>> Begin Supplied data

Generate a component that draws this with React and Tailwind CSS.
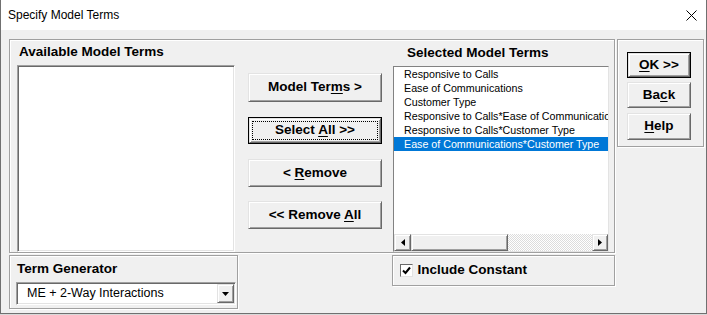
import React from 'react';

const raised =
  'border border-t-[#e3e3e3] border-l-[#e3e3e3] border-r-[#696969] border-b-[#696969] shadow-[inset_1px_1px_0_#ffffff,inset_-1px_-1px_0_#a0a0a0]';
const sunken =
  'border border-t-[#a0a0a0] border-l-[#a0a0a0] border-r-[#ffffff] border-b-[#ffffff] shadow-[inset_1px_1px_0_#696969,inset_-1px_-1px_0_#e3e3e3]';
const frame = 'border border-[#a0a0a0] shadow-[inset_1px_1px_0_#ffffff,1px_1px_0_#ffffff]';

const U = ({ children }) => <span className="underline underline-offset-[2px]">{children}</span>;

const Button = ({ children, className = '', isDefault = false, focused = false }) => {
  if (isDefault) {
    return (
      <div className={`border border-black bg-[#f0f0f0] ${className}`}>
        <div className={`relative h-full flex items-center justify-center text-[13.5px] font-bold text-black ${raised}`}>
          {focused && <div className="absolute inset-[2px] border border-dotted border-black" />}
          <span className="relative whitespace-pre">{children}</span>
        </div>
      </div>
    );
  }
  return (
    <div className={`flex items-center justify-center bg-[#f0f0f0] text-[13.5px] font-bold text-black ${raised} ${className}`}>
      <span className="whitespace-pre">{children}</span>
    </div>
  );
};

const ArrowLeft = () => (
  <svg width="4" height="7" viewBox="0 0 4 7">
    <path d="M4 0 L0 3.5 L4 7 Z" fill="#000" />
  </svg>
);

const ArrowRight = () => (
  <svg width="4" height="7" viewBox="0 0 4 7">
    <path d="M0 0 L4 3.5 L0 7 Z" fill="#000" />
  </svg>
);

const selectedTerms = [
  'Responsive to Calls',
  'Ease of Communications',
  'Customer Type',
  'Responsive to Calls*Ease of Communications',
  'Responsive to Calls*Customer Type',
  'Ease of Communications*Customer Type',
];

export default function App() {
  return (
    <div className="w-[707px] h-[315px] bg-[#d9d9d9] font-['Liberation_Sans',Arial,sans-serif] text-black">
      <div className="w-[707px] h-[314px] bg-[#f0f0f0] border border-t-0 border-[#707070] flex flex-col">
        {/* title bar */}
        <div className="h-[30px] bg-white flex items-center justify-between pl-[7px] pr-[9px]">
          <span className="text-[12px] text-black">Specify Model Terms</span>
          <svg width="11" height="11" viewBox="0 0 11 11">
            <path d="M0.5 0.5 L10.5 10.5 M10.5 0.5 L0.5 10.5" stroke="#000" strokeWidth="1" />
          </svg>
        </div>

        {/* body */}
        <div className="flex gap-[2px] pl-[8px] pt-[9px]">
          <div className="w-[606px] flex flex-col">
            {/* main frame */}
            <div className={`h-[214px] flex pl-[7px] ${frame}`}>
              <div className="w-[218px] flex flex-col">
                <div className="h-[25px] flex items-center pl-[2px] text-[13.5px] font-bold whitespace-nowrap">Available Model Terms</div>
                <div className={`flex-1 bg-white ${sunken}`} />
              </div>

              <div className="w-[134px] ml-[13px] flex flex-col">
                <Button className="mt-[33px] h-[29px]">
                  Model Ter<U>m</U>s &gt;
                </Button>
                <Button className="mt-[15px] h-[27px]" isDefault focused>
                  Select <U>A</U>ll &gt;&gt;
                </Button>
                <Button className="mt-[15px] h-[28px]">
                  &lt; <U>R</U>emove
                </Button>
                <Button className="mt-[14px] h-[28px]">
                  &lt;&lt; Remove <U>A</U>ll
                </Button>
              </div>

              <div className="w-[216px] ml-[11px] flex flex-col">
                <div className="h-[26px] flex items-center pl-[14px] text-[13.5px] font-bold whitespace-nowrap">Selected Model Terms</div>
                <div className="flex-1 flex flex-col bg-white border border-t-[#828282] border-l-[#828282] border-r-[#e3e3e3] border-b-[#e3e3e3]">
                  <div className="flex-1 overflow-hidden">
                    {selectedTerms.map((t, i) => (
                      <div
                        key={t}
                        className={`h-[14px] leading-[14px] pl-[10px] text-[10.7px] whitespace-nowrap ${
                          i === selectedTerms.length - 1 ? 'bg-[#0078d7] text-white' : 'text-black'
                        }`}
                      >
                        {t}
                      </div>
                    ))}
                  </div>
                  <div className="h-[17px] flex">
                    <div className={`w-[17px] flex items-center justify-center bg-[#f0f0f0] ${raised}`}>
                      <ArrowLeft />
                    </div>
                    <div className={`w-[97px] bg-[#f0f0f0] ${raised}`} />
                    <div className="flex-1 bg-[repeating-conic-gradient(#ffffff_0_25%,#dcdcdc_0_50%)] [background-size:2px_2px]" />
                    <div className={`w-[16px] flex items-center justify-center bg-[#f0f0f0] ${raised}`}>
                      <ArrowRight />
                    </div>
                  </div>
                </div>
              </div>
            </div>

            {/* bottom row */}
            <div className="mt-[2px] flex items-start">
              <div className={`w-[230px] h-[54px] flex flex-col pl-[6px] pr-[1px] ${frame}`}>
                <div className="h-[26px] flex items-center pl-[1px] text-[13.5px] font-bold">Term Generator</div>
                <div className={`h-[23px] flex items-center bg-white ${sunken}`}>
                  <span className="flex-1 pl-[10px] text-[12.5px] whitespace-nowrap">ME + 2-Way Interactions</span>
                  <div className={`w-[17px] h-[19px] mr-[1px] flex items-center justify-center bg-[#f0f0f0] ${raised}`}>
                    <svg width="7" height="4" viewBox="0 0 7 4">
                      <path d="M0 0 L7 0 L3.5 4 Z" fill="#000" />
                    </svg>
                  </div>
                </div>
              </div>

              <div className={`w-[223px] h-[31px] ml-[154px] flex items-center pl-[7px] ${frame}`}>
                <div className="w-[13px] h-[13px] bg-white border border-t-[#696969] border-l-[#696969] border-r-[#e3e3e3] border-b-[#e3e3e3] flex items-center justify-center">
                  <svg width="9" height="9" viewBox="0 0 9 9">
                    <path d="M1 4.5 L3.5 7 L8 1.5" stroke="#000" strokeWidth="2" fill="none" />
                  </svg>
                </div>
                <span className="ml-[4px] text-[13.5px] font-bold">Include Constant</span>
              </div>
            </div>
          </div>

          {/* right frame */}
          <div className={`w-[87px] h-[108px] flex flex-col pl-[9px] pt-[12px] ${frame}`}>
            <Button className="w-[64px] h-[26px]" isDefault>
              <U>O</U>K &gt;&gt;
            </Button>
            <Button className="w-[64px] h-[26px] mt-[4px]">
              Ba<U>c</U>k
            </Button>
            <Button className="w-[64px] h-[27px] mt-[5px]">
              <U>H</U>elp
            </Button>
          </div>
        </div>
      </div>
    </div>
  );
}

>> End Supplied data
>> Begin Supplied data

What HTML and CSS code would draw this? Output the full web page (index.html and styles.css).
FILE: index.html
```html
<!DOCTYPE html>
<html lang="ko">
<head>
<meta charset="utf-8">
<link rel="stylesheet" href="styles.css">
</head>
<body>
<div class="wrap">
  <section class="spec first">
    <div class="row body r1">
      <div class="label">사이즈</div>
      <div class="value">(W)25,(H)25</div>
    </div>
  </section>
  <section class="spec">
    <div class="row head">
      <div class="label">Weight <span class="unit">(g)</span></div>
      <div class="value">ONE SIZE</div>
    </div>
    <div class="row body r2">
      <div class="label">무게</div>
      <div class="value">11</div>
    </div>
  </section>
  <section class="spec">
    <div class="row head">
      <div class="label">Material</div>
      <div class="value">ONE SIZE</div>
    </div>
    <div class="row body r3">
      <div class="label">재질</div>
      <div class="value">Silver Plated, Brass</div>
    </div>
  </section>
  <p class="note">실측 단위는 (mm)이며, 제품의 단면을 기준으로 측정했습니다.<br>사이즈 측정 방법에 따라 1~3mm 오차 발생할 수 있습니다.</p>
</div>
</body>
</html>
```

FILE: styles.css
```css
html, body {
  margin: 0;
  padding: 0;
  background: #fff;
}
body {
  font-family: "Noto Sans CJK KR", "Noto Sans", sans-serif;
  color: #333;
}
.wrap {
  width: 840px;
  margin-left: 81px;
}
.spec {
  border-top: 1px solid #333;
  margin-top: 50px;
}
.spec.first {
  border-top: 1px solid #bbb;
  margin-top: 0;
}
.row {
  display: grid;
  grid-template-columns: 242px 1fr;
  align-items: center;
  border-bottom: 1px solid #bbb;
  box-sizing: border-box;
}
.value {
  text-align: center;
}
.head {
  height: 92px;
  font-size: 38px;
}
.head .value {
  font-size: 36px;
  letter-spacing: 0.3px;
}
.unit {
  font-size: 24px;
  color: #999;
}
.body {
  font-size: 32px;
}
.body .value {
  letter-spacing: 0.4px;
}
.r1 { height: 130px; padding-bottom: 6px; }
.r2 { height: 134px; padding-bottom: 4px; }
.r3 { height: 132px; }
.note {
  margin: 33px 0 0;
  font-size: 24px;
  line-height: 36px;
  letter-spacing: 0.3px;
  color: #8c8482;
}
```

>> End Supplied data

- Task description
Above are some records. Reproduce the lines from the one with "Generate a component" down to the one with "import React from 'react';", keeping both, and leave every picture out.

- Task output
Generate a component that draws this with React and Tailwind CSS.
import React from 'react';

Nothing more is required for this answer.